Handling quantifier subjects
Quantified subjects — each, every, none, all, some, a number of — set agreement by rules that override proximity, and knowing the rules prevents the nearest-noun error.
Each and every force singular. A subject headed by each or every takes a singular verb regardless of what follows: Each of the reports is complete, Every manager and supervisor attends. Even when each governs a coordinated pair, the verb stays singular because each distributes to individuals one at a time. The intervening plural (of the reports) does not change it.
A number of is plural; the number of is singular.
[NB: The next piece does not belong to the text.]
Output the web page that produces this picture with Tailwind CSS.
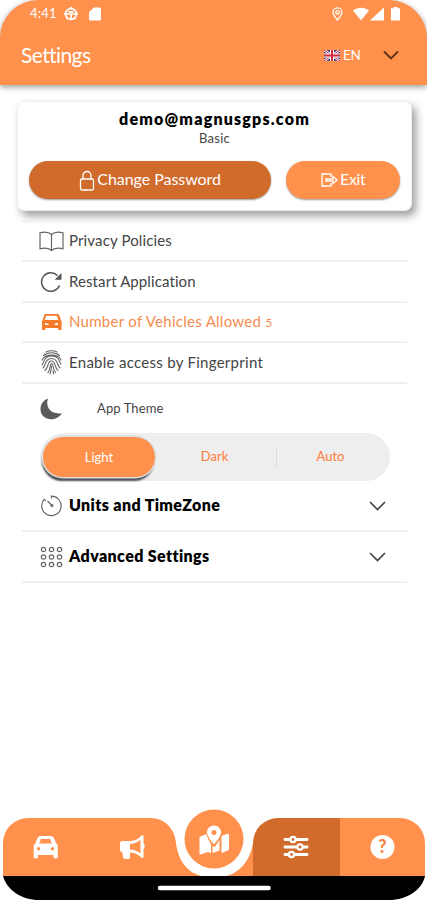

A number of issues remain unresolved takes plural because a number of functions as a quantifier meaning several; The number of issues has grown takes singular because the number is the head noun naming a single figure. The same words in different determiners flip the agreement, and the test exploits the pair.
None, all, some agree with their referent. These take their number from the noun they refer to: All of the budget is spent (singular referent) versus All of the funds are spent (plural referent). The candidate looks past the quantifier to the noun it quantifies and agrees with that. The same coordination logic the parallel structure and balanced constructions discipline builds helps track which noun the quantifier governs.
Coordinated and inverted constructions
Two structures put the subject where the candidate does not expect it, and both generate agreement errors when the writer agrees with the wrong element.
Compound subjects with and are plural; with or take the nearer. The director and the producer are meeting — two subjects joined by and make a plural. But Either the director or the producers are meeting and Either the producers or the director is meeting — with or or either...or / neither...nor, the verb agrees with the nearer subject. The candidate identifies the conjunction and applies the matching rule, not a blanket plural.
Inverted and existential subjects follow the verb. In There are several options and Here comes the results, the grammatical subject follows the verb, and the verb must agree with it — options (plural), and correctly Here come the results. The candidate finds the postponed subject and agrees backward, resisting the pull of the dummy there or here, which is never the subject.
The single discipline
Subject-verb agreement across distance reduces to one habit: find the head of the subject, ignore everything between it and the verb, and agree with the head. The candidate who scans backward from the verb to the nearest noun is answering a proximity question the grammar does not ask; the candidate who isolates the true subject — stripping prepositional phrases, relative clauses, and appositives — agrees the verb with the word that actually governs it. The noun nearest the verb is bait. The head of the subject is the answer.